Mesh-free free-form lensing I: Methodology and application to mass reconstruction
Julian Merten

TL;DR
This paper introduces a mesh-free numerical framework based on radial basis functions for gravitational lensing data analysis, enabling accurate mass reconstruction across different regimes and promising application to real observational data.
Contribution
The authors develop a novel mesh-free RBF-based interpolation and differentiation method for gravitational lensing, improving mass reconstruction accuracy without relying on regular meshes.
Findings
Achieves sub-percent interpolation and differentiation accuracy.
Combining strong and weak lensing constraints yields full-field accurate mass reconstructions.

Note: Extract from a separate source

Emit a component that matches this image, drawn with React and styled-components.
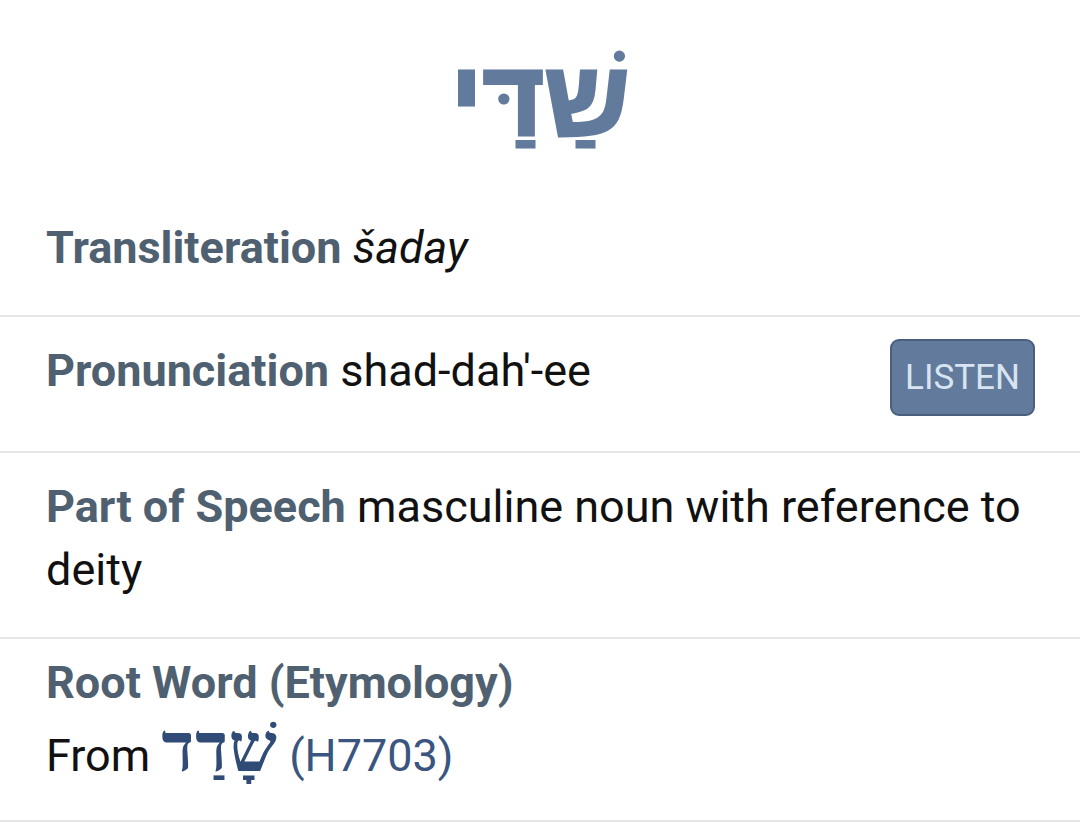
import styled, { createGlobalStyle } from "styled-components";

const GlobalStyle = createGlobalStyle`
  body {
    margin: 0;
    background: #ffffff;
    font-family: Roboto, "Liberation Sans", sans-serif;
  }
`;

const Page = styled.div`
  width: 1080px;
  background: #ffffff;
`;

const Headword = styled.h1`
  margin: 0;
  padding: 38px 0 36px;
  text-align: center;
  font-family: "Liberation Sans", "DejaVu Sans", sans-serif;
  font-weight: bold;
  font-size: 106px;
  line-height: 120px;
  color: #627a9c;
  -webkit-text-stroke: 3px #627a9c;
  text-shadow: 0 0 3px #e4ecf6;
`;

const Row = styled.div`
  display: flex;
  align-items: flex-start;
  justify-content: space-between;
  gap: 24px;
  padding: 22px 45px ${(p) => p.$bottom || "36px"} 46px;
  border-bottom: 2px solid #e6e6e6;
  font-size: 45px;
  line-height: 63px;
  color: #111111;
`;

const Text = styled.div`
  flex: 1;
`;

const Label = styled.span`
  font-weight: bold;
  color: #4f6070;
`;

const BlockLabel = styled(Label)`
  display: block;
  line-height: 43px;
`;

const Line = styled.div`
  margin-top: 20px;
`;

const Value = styled.span`
  font-style: ${(p) => (p.$italic ? "italic" : "normal")};
`;

const ListenButton = styled.button`
  flex: none;
  width: 145px;
  height: 77px;
  padding: 0;
  border: 2px solid #4a5f7e;
  border-radius: 9px;
  background: #627a9c;
  color: #d9e4f2;
  font-family: Roboto, sans-serif;
  font-size: 35px;
  text-transform: uppercase;
  cursor: pointer;
`;

const HebrewLink = styled.a`
  color: #3a5580;
  text-decoration: none;
`;

const HebrewWord = styled.span`
  font-family: "Liberation Serif", "DejaVu Serif", serif;
  font-weight: bold;
  font-size: 68px;
  line-height: 0;
  letter-spacing: 1px;
  color: #2f4b76;
`;

export default function App() {
  return (
    <Page>
      <GlobalStyle />
      <Headword lang="he" dir="rtl">שַׁדַּי</Headword>

      <Row>
        <Text>
          <Label>Transliteration</Label> <Value $italic>šaday</Value>
        </Text>
      </Row>

      <Row $bottom="35px">
        <Text>
          <Label>Pronunciation</Label> <Value>shad-dah'-ee</Value>
        </Text>
        <ListenButton>Listen</ListenButton>
      </Row>

      <Row>
        <Text>
          <Label>Part of Speech</Label>{" "}
          <Value>masculine noun with reference to deity</Value>
        </Text>
      </Row>

      <Row $bottom="33px">
        <Text>
          <BlockLabel>Root Word (Etymology)</BlockLabel>
          <Line>
            From{" "}
            <HebrewLink href="#">
              <HebrewWord lang="he">שָׁדַד</HebrewWord> (H7703)
            </HebrewLink>
          </Line>
        </Text>
      </Row>
    </Page>
  );
}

Method performs well on simulated data, promising for real observational applications.
Abstract
Many applications and algorithms in the field of gravitational lensing make use of meshes with a finite number of nodes to analyze and manipulate data. Specific examples in lensing are astronomical CCD images in general, the reconstruction of density distributions from lensing data, lens-source plane mapping or the characterization and interpolation of a point-spread-function. We present a numerical framework to interpolate and differentiate in the mesh-free domain, defined by nodes with coordinates that follow no regular pattern. The framework is based on radial basis functions (RBFs) to smoothly represent data around the nodes. We demonstrate the performance of Gaussian RBF-based, mesh-free interpolation and differentiation, which reaches the sub-percent level in both cases. We use our newly developed framework to translate ideas of free-form mass reconstruction from lensing onto the…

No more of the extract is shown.